An updated job architecture can streamline talent acquisition processes and ensure managers are hiring for the skills they need. By spelling out the responsibilities associated with each role and the skills required to excel in it, hiring managers can refer back to their job architecture to make sure they’re interviewing candidates who possess capabilities that align with the scope of the role.

Job architectures can also help employees who are considering moving into a new position internally by giving them a clear picture of the role they would be taking on and the competencies needed for it.

#3. Facilitate talent development

Job architectures can help managers and employees ensure they’re building skills that are relevant to current roles as well as future positions they hope to hold eventually. These systems spell out exactly what skills employees need to be successful in various positions, based on both internal and external data. Employees can then use this information to evaluate how their skills stack up to the competencies outlined for different jobs and discuss learning opportunities that will help them bridge existing knowledge gaps with their managers.

#4. Enhance employee engagement

By creating a shared sense of transparency and a common understanding of various roles, job architectures can boost employee morale and engagement across the organization. Rather than being uncertain about the impact they’re expected to make, employees can consult their company’s job architecture to get a clear picture of their responsibilities and how they relate to business priorities.

#5. More effective performance management

Job architectures take the uncertainty out of most performance management conversations. When a company’s job architecture is updated and accurate, employees and managers both have a clear understanding of what’s expected of them based on the roles they’re in. There’s no need to guess what skills might be useful to help employees take their careers to the next level; instead, people can consult their job architectures, which clearly spell it out—inspiring employees to start building the skills they need to qualify for their dream roles within the company.

Job architectures also make it easier for managers to have frank discussions about employees’ performance and progress when their skills are falling short of the competencies that are outlined for their role and seniority level.

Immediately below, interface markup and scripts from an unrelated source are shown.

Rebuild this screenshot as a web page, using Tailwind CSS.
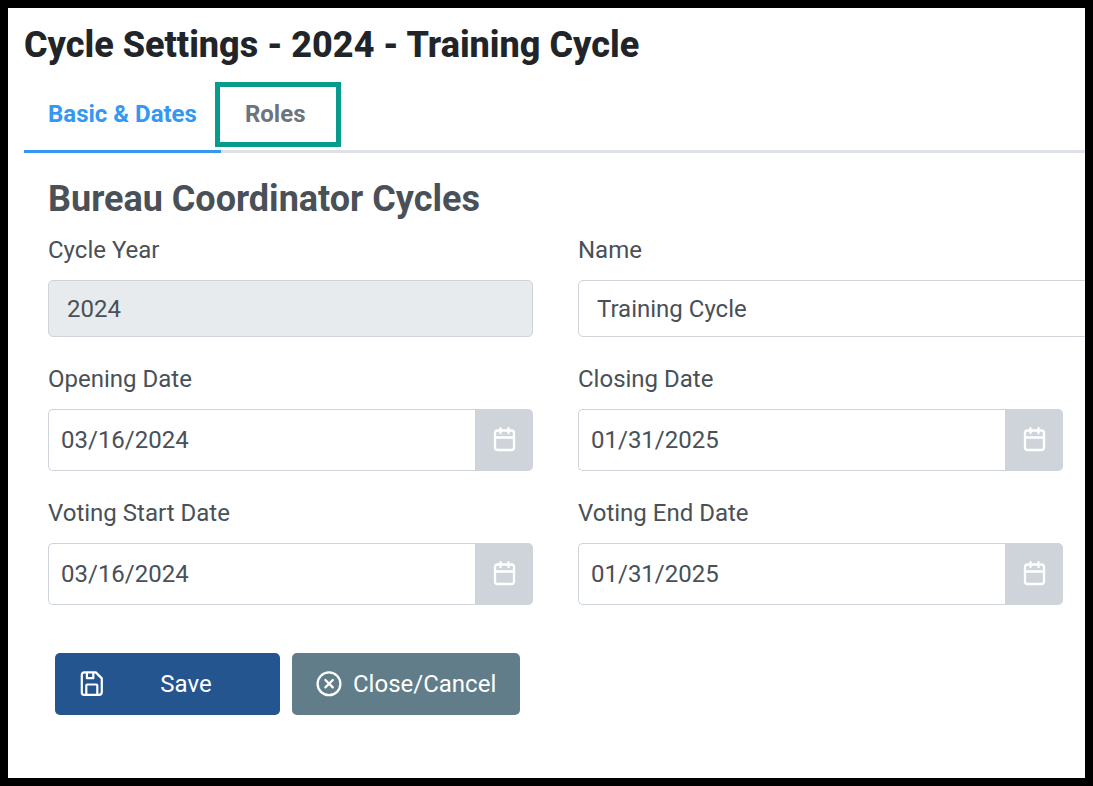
<!DOCTYPE html>
<html lang="en">
<head>
    <meta charset="UTF-8">
    <meta name="viewport" content="width=device-width, initial-scale=1.0">
    <title>Cycle Settings</title>
    <script src="https://cdn.jsdelivr.net/npm/@tailwindcss/browser@4"></script>
</head>
<body class="bg-white font-['Roboto',sans-serif] text-2xl text-[#495057]">
    <svg class="hidden">
        <symbol id="calendar" viewBox="0 0 26 26" fill="none" stroke="currentColor" stroke-width="2.3" stroke-linecap="round">
            <rect x="4" y="3.5" width="19" height="19.5" rx="2.6"/>
            <path d="M4 10.5h19M9.5 1.2v5M17.5 1.2v5"/>
        </symbol>
    </svg>

    <div class="min-h-screen overflow-hidden border-8 border-black pt-4 pl-4">
        <h1 class="text-4xl leading-[42px] font-extrabold text-[#212529]">Cycle Settings - 2024 - Training Cycle</h1>

        <nav class="mt-[10px] flex border-b-3 border-[#dee2e6] font-bold">
            <a href="#basic" class="-mb-[3px] flex h-[77px] items-center border-b-3 border-[#3498f3] px-6 pt-[2px] text-[#3498f3]">Basic &amp; Dates</a>
            <a href="#roles" class="relative flex h-[74px] items-center px-6 pt-[2px] text-[#6c757d]">
                Roles
                <span class="absolute top-[6px] -right-3 bottom-[3px] -left-[6px] border-5 border-[#079b8c]"></span>
            </a>
        </nav>

        <form id="cycle-form" class="pt-6 pr-[22px] pl-6">
            <h2 class="mb-[11px] text-4xl leading-11 font-bold">Bureau Coordinator Cycles</h2>

            <div class="grid grid-cols-2 gap-x-[45px] gap-y-6">
                <div>
                    <label for="year" class="mb-3 block leading-9">Cycle Year</label>
                    <input type="text" id="year" value="2024" disabled class="block h-[57px] w-full rounded-[5px] border border-[#ced4da] bg-[#e7ebee] px-[18px]">
                </div>
                <div class="-mr-10">
                    <label for="name" class="mb-3 block leading-9">Name</label>
                    <input type="text" id="name" value="Training Cycle" class="block h-[57px] w-full rounded-[5px] border border-[#ced4da] px-[18px]">
                </div>
                <div>
                    <label for="opening" class="mb-3 block leading-9">Opening Date</label>
                    <div class="flex h-[62px]">
                        <input type="text" id="opening" value="03/16/2024" class="min-w-0 flex-1 rounded-l-[5px] border border-r-0 border-[#ced4da] px-3">
                        <button type="button" aria-label="Choose opening date" class="flex w-[58px] items-center justify-center rounded-r-[5px] bg-[#ced4da] text-white">
                            <svg class="size-[26px]"><use href="#calendar"/></svg>
                        </button>
                    </div>
                </div>
                <div>
                    <label for="closing" class="mb-3 block leading-9">Closing Date</label>
                    <div class="flex h-[62px]">
                        <input type="text" id="closing" value="01/31/2025" class="min-w-0 flex-1 rounded-l-[5px] border border-r-0 border-[#ced4da] px-3">
                        <button type="button" aria-label="Choose closing date" class="flex w-[58px] items-center justify-center rounded-r-[5px] bg-[#ced4da] text-white">
                            <svg class="size-[26px]"><use href="#calendar"/></svg>
                        </button>
                    </div>
                </div>
                <div>
                    <label for="voting-start" class="mb-3 block leading-9">Voting Start Date</label>
                    <div class="flex h-[62px]">
                        <input type="text" id="voting-start" value="03/16/2024" class="min-w-0 flex-1 rounded-l-[5px] border border-r-0 border-[#ced4da] px-3">
                        <button type="button" aria-label="Choose voting start date" class="flex w-[58px] items-center justify-center rounded-r-[5px] bg-[#ced4da] text-white">
                            <svg class="size-[26px]"><use href="#calendar"/></svg>
                        </button>
                    </div>
                </div>
                <div>
                    <label for="voting-end" class="mb-3 block leading-9">Voting End Date</label>
                    <div class="flex h-[62px]">
                        <input type="text" id="voting-end" value="01/31/2025" class="min-w-0 flex-1 rounded-l-[5px] border border-r-0 border-[#ced4da] px-3">
                        <button type="button" aria-label="Choose voting end date" class="flex w-[58px] items-center justify-center rounded-r-[5px] bg-[#ced4da] text-white">
                            <svg class="size-[26px]"><use href="#calendar"/></svg>
                        </button>
                    </div>
                </div>
            </div>

            <div class="mt-12 flex gap-3 pl-[7px] text-white">
                <button type="submit" class="flex h-[62px] w-[225px] items-center gap-[11px] rounded-[5px] bg-[#24558f] px-6">
                    <svg class="size-[26px] shrink-0" viewBox="0 0 26 26" fill="none" stroke="currentColor" stroke-width="2.2" stroke-linejoin="round">
                        <path d="M5.2 1.4h11.6l6 6v13.7a2.8 2.8 0 0 1-2.8 2.8H5.2a2.4 2.4 0 0 1-2.4-2.4V3.8a2.4 2.4 0 0 1 2.4-2.4z"/>
                        <path d="M7.9 2v5.2h6.4V2M7.3 23.6v-9.1a1 1 0 0 1 1-1h9a1 1 0 0 1 1 1v9.1"/>
                    </svg>
                    <span class="flex-1 text-center">Save</span>
                </button>
                <button type="button" class="flex h-[62px] items-center gap-[11px] rounded-[5px] bg-[#607d89] px-6">
                    <svg class="size-[26px] shrink-0" viewBox="0 0 26 26" fill="none" stroke="currentColor" stroke-width="2.3" stroke-linecap="round">
                        <circle cx="13" cy="12.8" r="11.4"/>
                        <path d="M9.4 9l7.4 7.4M16.8 9l-7.4 7.4"/>
                    </svg>
                    <span>Close/Cancel</span>
                </button>
            </div>
        </form>
    </div>
</body>
</html>
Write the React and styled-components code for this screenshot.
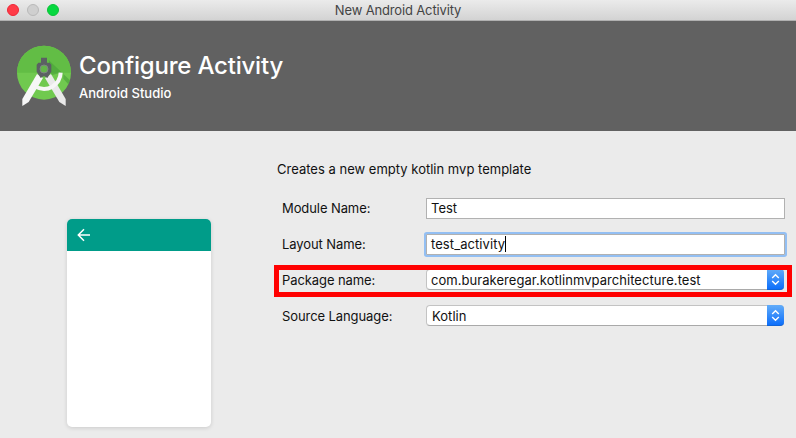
import React from "react";
import styled, { createGlobalStyle } from "styled-components";

const GlobalStyle = createGlobalStyle`
  * { box-sizing: border-box; }
  body { margin: 0; background: #ebebeb; overflow: hidden; }
`;

const Window = styled.div`
  width: 796px;
  height: 438px;
  overflow: hidden;
  background: #ebebeb;
  color: #111;
  font: 13px/20px Inter, "Liberation Sans", sans-serif;
  white-space: nowrap;
`;

const TitleBar = styled.header`
  height: 21px;
  display: grid;
  grid-template-columns: 72px 1fr 72px;
  align-items: center;
  background: linear-gradient(#ebebeb, #d3d3d3);
  border-bottom: 1px solid #b0b0b0;
`;

const Lights = styled.div`
  display: flex;
  gap: 8px;
  padding-left: 7px;
`;

const Light = styled.span`
  width: 12px;
  height: 12px;
  border-radius: 50%;
  background: ${(p) => p.$fill};
  border: 1px solid ${(p) => p.$edge};
`;

const WindowTitle = styled.div`
  text-align: center;
  color: #444;
  letter-spacing: -0.15px;
`;

const Banner = styled.div`
  height: 110px;
  padding: 17px 0 0 8px;
  display: flex;
  background: #616161;
  color: #fff;
`;

const Logo = styled.svg`
  width: 80px;
  height: 76px;
  margin-right: -9px;
  flex: none;
`;

const Heading = styled.h1`
  margin: 12px 0 0;
  font-size: 24px;
  line-height: 32px;
  font-weight: 500;
  letter-spacing: -0.2px;
`;

const Subheading = styled.div`
  font-weight: 500;
  line-height: 20px;
  margin-top: 1px;
`;

const Body = styled.main`
  display: flex;
  padding: 28px 0 0 67px;
`;

const Phone = styled.div`
  width: 144px;
  height: 208px;
  margin: 60px 66px 0 0;
  border-radius: 5px;
  overflow: hidden;
  background: #fff;
  box-shadow: 0 1px 4px rgba(0, 0, 0, 0.14);
`;

const PhoneBar = styled.div`
  height: 32px;
  padding: 9px 0 0 10px;
  background: #009c89;
  svg { display: block; }
`;

const Form = styled.div`
  width: 519px;
`;

const Description = styled.p`
  margin: 0;
  letter-spacing: 0.01px;
`;

const Row = styled.div`
  position: relative;
  height: 36px;
  padding-left: 5px;
  display: grid;
  grid-template-columns: 144px 359px;
  align-items: center;
`;

const Rows = styled.div`
  padding-top: 12px;
`;

const Label = styled.label`
  margin-bottom: 2px;
  letter-spacing: -0.09px;
`;

const TextField = styled.div`
  height: 21px;
  margin-bottom: 1px;
  display: flex;
  align-items: center;
  padding: 0 0 1px 4px;
  line-height: 18px;
  background: #fff;
  border: 1px solid #b1b1b1;
  border-radius: ${(p) => (p.$focused ? "1px" : "0")};
  box-shadow: ${(p) => (p.$focused ? "0 0 0 2px #93bff3" : "none")};
  letter-spacing: ${(p) => (p.$focused ? "0.08px" : "0")};
`;

const Caret = styled.span`
  width: 1px;
  height: 16px;
  background: #000;
`;

const Combo = styled.div`
  width: 358px;
  height: 21px;
  margin-bottom: 3px;
  display: flex;
  align-items: stretch;
  background: #fff;
  border: 1px solid #c3c3c3;
  border-bottom-color: #a9a9a9;
  border-radius: 4px;
`;

const ComboValue = styled.span`
  flex: 1;
  padding-left: ${(p) => p.$inset};
  line-height: 20px;
  letter-spacing: 0.05px;
`;

const Stepper = styled.span`
  width: 17px;
  margin: -1px;
  flex: none;
  display: flex;
  align-items: center;
  justify-content: center;
  background: linear-gradient(#62acf9, #0d6ffb);
  border-radius: 0 4px 4px 0;
  border-bottom: 1px solid #1064d8;
`;

const Highlight = styled.div`
  position: absolute;
  left: -3px;
  top: 2px;
  width: 518px;
  height: 32px;
  border: 5px solid #f00;
`;

function StudioLogo() {
  return (
    <Logo viewBox="0 0 240 228">
      <defs>
        <clipPath id="disc"><circle cx="108" cy="104" r="81" /></clipPath>
      </defs>
      <circle cx="108" cy="104" r="81" fill="#70c94f" />
      <g clipPath="url(#disc)">
        <path d="M20 20H200V104H20Z" fill="#62bd45" />
        <path d="M122 66L200 140V160L166 122V104H158L130 112Z" fill="#46a038" opacity=".6" />
      </g>
      <path d="M87 108L105 120L62 192L43 204L43 183Z" fill="#f7f7f7" />
      <path d="M129 108L111 120L154 192L173 204L173 183Z" fill="#e9e9e9" />
      <path d="M80 145Q108 160 133 146Q157 131 158 104" fill="none" stroke="#f6f6f6" strokeWidth="12" />
      <path d="M99 59H117V74H125L130 80V101L118 120L108 114L98 120L86 101V80L91 74H99Z" fill="#5b6063" />
      <circle cx="108" cy="93" r="12" fill="#63b449" stroke="#7d8583" strokeWidth="3" />
    </Logo>
  );
}

function Select({ children, inset = "4px" }) {
  return (
    <Combo>
      <ComboValue $inset={inset}>{children}</ComboValue>
      <Stepper>
        <svg width="9" height="13" viewBox="0 0 9 13" fill="none" stroke="#fff" strokeWidth="1.4">
          <path d="M1.2 4.9L4.5 1.7L7.8 4.9M1.2 8.1L4.5 11.3L7.8 8.1" />
        </svg>
      </Stepper>
    </Combo>
  );
}

export default function App() {
  return (
    <Window>
      <GlobalStyle />
      <TitleBar>
        <Lights>
          <Light $fill="#ff3b47" $edge="#ee2637" />
          <Light $fill="#cfcfcf" $edge="#b9b9b9" />
          <Light $fill="#06d83f" $edge="#0ac237" />
        </Lights>
        <WindowTitle>New Android Activity</WindowTitle>
      </TitleBar>
      <Banner>
        <StudioLogo />
        <div>
          <Heading>Configure Activity</Heading>
          <Subheading>Android Studio</Subheading>
        </div>
      </Banner>
      <Body>
        <Phone>
          <PhoneBar>
            <svg width="14" height="14" viewBox="0 0 14 14" fill="none" stroke="#fff" strokeWidth="1.5">
              <path d="M13 7H1.5M7 1.3L1.3 7L7 12.7" />
            </svg>
          </PhoneBar>
        </Phone>
        <Form>
          <Description>Creates a new empty kotlin mvp template</Description>
          <Rows>
            <Row>
              <Label>Module Name:</Label>
              <TextField>Test</TextField>
            </Row>
            <Row>
              <Label>Layout Name:</Label>
              <TextField $focused>test_activity<Caret /></TextField>
            </Row>
            <Row>
              <Label>Package name:</Label>
              <Select>com.burakeregar.kotlinmvparchitecture.test</Select>
              <Highlight />
            </Row>
            <Row>
              <Label>Source Language:</Label>
              <Select inset="5px">Kotlin</Select>
            </Row>
          </Rows>
        </Form>
      </Body>
    </Window>
  );
}
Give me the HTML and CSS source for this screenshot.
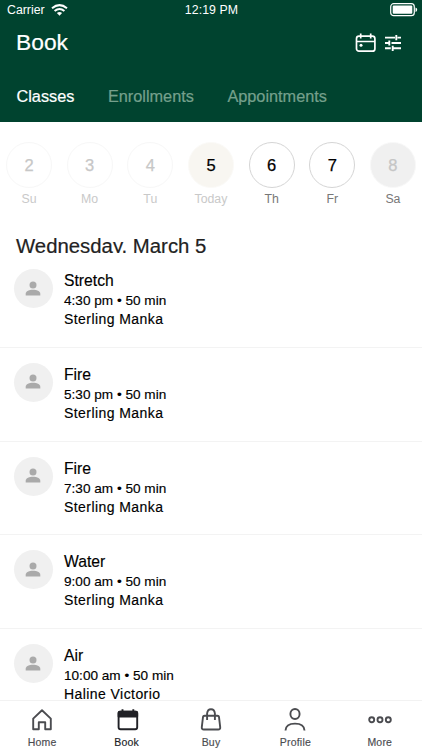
FILE: index.html
```html
<!DOCTYPE html>
<html lang="en">
<head>
<meta charset="utf-8">
<title>Book</title>
<link rel="stylesheet" href="styles.css">
</head>
<body>
<svg width="0" height="0" class="defs"><symbol id="person" viewBox="0 0 16 16"><circle cx="8" cy="4" r="3.500"/><path d="M.7 14.500v-1.800C.7 10 4.500 8.800 8 8.800s7.300 1.200 7.300 3.900v1.800z"/></symbol></svg>
<div class="app">
  <header class="header">
    <div class="status">
      <div class="carrier"><span>Carrier</span>
        <svg width="17" height="12" viewBox="0 0 17 12" fill="none" stroke="#fff" stroke-width="2"><path d="M1 4.200Q8.500-2 16 4.200M3.600 7Q8.500 3 13.400 7"/><path d="M5.900 9Q8.500 7 11.100 9L8.500 11.700z" fill="#fff" stroke="none"/></svg>
      </div>
      <span class="time">12:19 PM</span>
      <svg class="battery" width="28" height="14" viewBox="0 0 28 14"><rect x=".7" y=".7" width="23.600" height="12" rx="3" fill="none" stroke="#fff" stroke-width="1.200"/><rect x="2.700" y="2.600" width="19.600" height="8.200" rx="1" fill="#fff"/><path d="M25.500 4.500q1.700.5 1.700 2.200t-1.700 2.200z" fill="#fff"/></svg>
    </div>
    <div class="title">
      <h1>Book</h1>
      <div class="actions">
        <svg width="22" height="20" viewBox="0 0 22 20" fill="none" stroke="#fff" stroke-width="1.700"><rect x="1.500" y="3.200" width="18.400" height="15" rx="2.500"/><path d="M1.500 8.500h18.400M5.700.5v5M15.700.5v5"/><circle cx="6" cy="12.200" r="1.500" fill="#fff" stroke="none"/></svg>
        <svg width="18" height="18" viewBox="0 0 18 18" fill="none" stroke="#fff" stroke-width="1.900"><path d="M1 3.600h10M13.500 3.600H17M12.300 1v5.200M1 9h4M7.500 9H17M5.300 6.400v5.200M1 14.300h5.800M9 14.300h8M8.700 11.700v5.200"/></svg>
      </div>
    </div>
    <nav class="tabs"><a class="on">Classes</a><a>Enrollments</a><a>Appointments</a></nav>
  </header>
  <section class="days">
    <div class="day past"><b>2</b><span>Su</span></div>
    <div class="day past"><b>3</b><span>Mo</span></div>
    <div class="day past"><b>4</b><span>Tu</span></div>
    <div class="day today"><b>5</b><span>Today</span></div>
    <div class="day"><b>6</b><span>Th</span></div>
    <div class="day"><b>7</b><span>Fr</span></div>
    <div class="day closed"><b>8</b><span>Sa</span></div>
  </section>
  <h2>Wednesday, March 5</h2>
  <main class="list">
    <article><div class="avatar"><svg width="16" height="16"><use href="#person"/></svg></div><div class="info"><h3>Stretch</h3><p>4:30 pm • 50 min</p><p class="staff">Sterling Manka</p></div></article>
    <article><div class="avatar"><svg width="16" height="16"><use href="#person"/></svg></div><div class="info"><h3>Fire</h3><p>5:30 pm • 50 min</p><p class="staff">Sterling Manka</p></div></article>
    <article><div class="avatar"><svg width="16" height="16"><use href="#person"/></svg></div><div class="info"><h3>Fire</h3><p>7:30 am • 50 min</p><p class="staff">Sterling Manka</p></div></article>
    <article><div class="avatar"><svg width="16" height="16"><use href="#person"/></svg></div><div class="info"><h3>Water</h3><p>9:00 am • 50 min</p><p class="staff">Sterling Manka</p></div></article>
    <article><div class="avatar"><svg width="16" height="16"><use href="#person"/></svg></div><div class="info"><h3>Air</h3><p>10:00 am • 50 min</p><p class="staff">Haline Victorio</p></div></article>
  </main>
  <nav class="bottom">
    <a><svg viewBox="0 0 24 24"><path d="M3.200 10.600 12 2.300l8.800 8.300v10.600h-5.600v-7H8.800v7H3.200z"/></svg><span>Home</span></a>
    <a class="on"><svg viewBox="0 0 24 24"><rect x="3.600" y="3.600" width="18.600" height="17.600" rx="2"/><path d="M4.600 3.600h16.600q1 0 1 1v4H3.600v-4q0-1 1-1z" fill="currentColor"/><path d="M7.500 1.200v4M18.300 1.200v4"/></svg><span>Book</span></a>
    <a><svg viewBox="0 0 24 24"><path d="M5.500 7.700h13q1.300 0 1.500 1.300l1.200 10.200q.3 2.300-2 2.300H4.800q-2.300 0-2-2.300L4 9q.2-1.300 1.500-1.300zM8.100 12V5.500Q8.500 1.200 12 1.200t3.900 4.300V12"/></svg><span>Buy</span></a>
    <a><svg viewBox="0 0 24 24"><ellipse cx="12" cy="6" rx="4.600" ry="5"/><path d="M2.500 22.500Q2.800 15.600 12 15.600t9.500 6.900"/></svg><span>Profile</span></a>
    <a><svg viewBox="0 0 24 24"><circle cx="3.700" cy="11.800" r="2.500"/><circle cx="12" cy="11.800" r="2.500"/><circle cx="20.300" cy="11.800" r="2.500"/></svg><span>More</span></a>
  </nav>
</div>
</body>
</html>
```
FILE: styles.css
```css
* { box-sizing: border-box; margin: 0; padding: 0; }
body { font-family: "Liberation Sans", Arial, sans-serif; background: #fff; color: #000; }
.defs { position: absolute; }
.app { width: 422px; height: 750px; display: flex; flex-direction: column; overflow: hidden; }
.header { height: 122px; flex: none; background: #00432f; color: #fff; }
.status { height: 20px; display: grid; grid-template-columns: 1fr auto 1fr; align-items: center; padding: 0 4px 0 7px; font-size: 12.300px; line-height: 19px; }
.carrier { display: flex; align-items: center; gap: 6px; }
.time { margin-left: -2px; letter-spacing: .1px; }
.battery { justify-self: end; }
.title { display: flex; justify-content: space-between; align-items: center; height: 46px; padding: 0 20px 0 16px; }
h1 { font-size: 22.800px; font-weight: 400; line-height: 44px; margin-top: -2px; -webkit-text-stroke: .2px; }
.actions { display: flex; align-items: center; gap: 7px; }
.tabs { display: flex; gap: 33.500px; padding: 19.500px 16.500px 0; font-size: 16.300px; line-height: 20px; color: #75a08c; }
.tabs a { -webkit-text-stroke: .2px; }
.tabs .on { color: #fff; }
.days { flex: none; display: grid; grid-template-columns: repeat(7, 46px); justify-content: space-between; padding: 19.500px 6px 0; height: 113px; }
.day { display: flex; flex-direction: column; align-items: center; }
.day b { width: 46px; height: 46px; border: 1px solid #d5d5d5; border-radius: 50%; font-size: 16.500px; font-weight: 400; line-height: 44px; text-align: center; -webkit-text-stroke: .25px; }
.day span { font-size: 12.300px; line-height: 16px; margin-top: 3px; color: #777; }
.past b { border-color: #f7f7f7; color: #c7c7c7; }
.past span, .today span { color: #c9c9c9; }
.today b { background: #f8f6f1; border-color: #fbfaf7; }
.closed b { background: #f0f0f0; border-color: #f8f8f8; color: #c5c5c5; }
h2 { flex: none; height: 18px; margin-bottom: 1px; padding-left: 16px; font-size: 20.350px; line-height: 23px; font-weight: 400; color: #222; -webkit-text-stroke: .2px; overflow: hidden; }
.list { flex: 1; min-height: 0; overflow: hidden; }
article { height: 93.750px; display: flex; padding: 15px 13.500px 0; gap: 11.500px; border-bottom: 1px solid #f3f3f3; }
.avatar { width: 39px; height: 39px; border-radius: 50%; background: #f0f0f0; display: grid; place-items: center; fill: #aaa; }
.info { padding-top: 1px; }
h3 { font-size: 15.700px; line-height: 22px; font-weight: 400; -webkit-text-stroke: .15px; }
p { font-size: 13.600px; line-height: 18px; -webkit-text-stroke: .15px; }
.staff { font-size: 14px; line-height: 19px; letter-spacing: .43px; }
.bottom { height: 50px; flex: none; border-top: 1px solid #f2f2f2; display: grid; grid-template-columns: repeat(5, 1fr); color: #4b4c50; background: #fff; }
.bottom a { display: flex; flex-direction: column; align-items: center; padding-top: 7px; font-size: 10.500px; line-height: 14px; letter-spacing: .2px; -webkit-text-stroke: .15px; }
.bottom svg { width: 24px; height: 24px; fill: none; stroke: currentColor; stroke-width: 1.900; stroke-linejoin: round; margin-bottom: 3px; }
.bottom .on { color: #202126; }
```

Setting up your job architecture

Given the benefits outlined above, it’s easy to understand why so many leaders view job architectures as essential systems that support how their businesses work. Setting up a job architecture is a complex process that has traditionally been comprised of the following components:

#1. Define roles

The first step in your job architecture journey is to classify and define all roles within your company and outline the responsibilities that each of these positions oversee. The responsibilities can be split up amongst various roles and extend beyond a particular job function.

#2. Develop job descriptions

Once your roles are clearly defined, it’s time to create job descriptions that break down the key competencies required for each position and what someone stepping into the role is responsible for. If you’re using a Human Resources Information System (HRIS), jobs are usually linked to job codes.

#3. Form job clusters and families

The next step is to see how various job relates to one another by creating job families, or clusters of similar jobs sharing professional and core tasks. The more similar the characteristics of a job family, the easier it is to group jobs together and create sub-families.

#4. Perform job evaluations

Once you see how roles relate to one another, the next step is to systemically and accurately assign value to individual roles. Their value will be determined by the knowledge, qualifications, and skills required to do a particular job. Job leveling must also take into account the influence of the role and the outcome of a role to ensure job titles are aligned.

#5. Align with industry benchmarks

When all job titles and levels within your organization are confirmed, it will be much easier to align individual roles with their respective pay benchmarks. This allows for the appropriate salary levels to be set and for correct and fair compensation structures to be put in place.

#6. Finalize job titles

The last step in a traditional job architecture process is to revisit your organization’s job titles after researching external job structures. For example, you might notice that a role that you’ve titled one way is actually called something else by many of the competitors in your industry. Titles should be market-related and follow norms and conventions to maximize the quality of the candidate pools you’ll attract.

How to create a modern job architecture

Ready to level up your job architecture? While the process outlined above used to be the only way to create a job architecture, a new wave of AI-powered innovations has the potential to streamline this process. Here are 3 best practices for upgrading your job architecture:

#1. Harness skills intelligence tools

In the past, job architectures were challenging to build and maintain because the entire process was manual. HR leaders needed to pull from pre-defined catalogs and collaborate with teams across their organization to create an architecture and then constantly update it as skill needs and priorities changed.

Rather than getting stuck in this tedious process, visionary leaders are now turning to skills intelligence tools to create their job architecture. These systems let leaders keep roles and responsibilities updated with insights from external and internal data sources, view suggested positions to merge and job codes to update, and receive recommendations on relevant and trending skills that should be prioritized.

#2. Ensure skill-building aligns with organizational strategy

Once leaders have a job architecture in place, they must ensure that the skills they’re asking people to build align with the direction their company is heading in and their bottom-line priorities. Since skills intelligence tools can update job architectures in real-time, leaders can trust that the skills and responsibilities associated with various roles will continue to evolve as business needs shift.

#3. Embrace flexibility and agility

In a world that’s hallmarked by rapid shifts and ongoing uncertainty, leaders must expect and prepare for their strategies to continuously change. Executives can use their job architectures to help their organizations prepare for and respond more quickly to change.

For example, job architectures that spell out what skills are required for various roles can help leaders redeploy talent in ways that they may have never considered before. Rather than simply moving people within the same department or functional group, skills intelligence tools shed light on the transferable skills that might make an employee from a different team an ideal fit for a job within another part of the organization—in turn ensuring the company is unlocking their workforce’s full potential.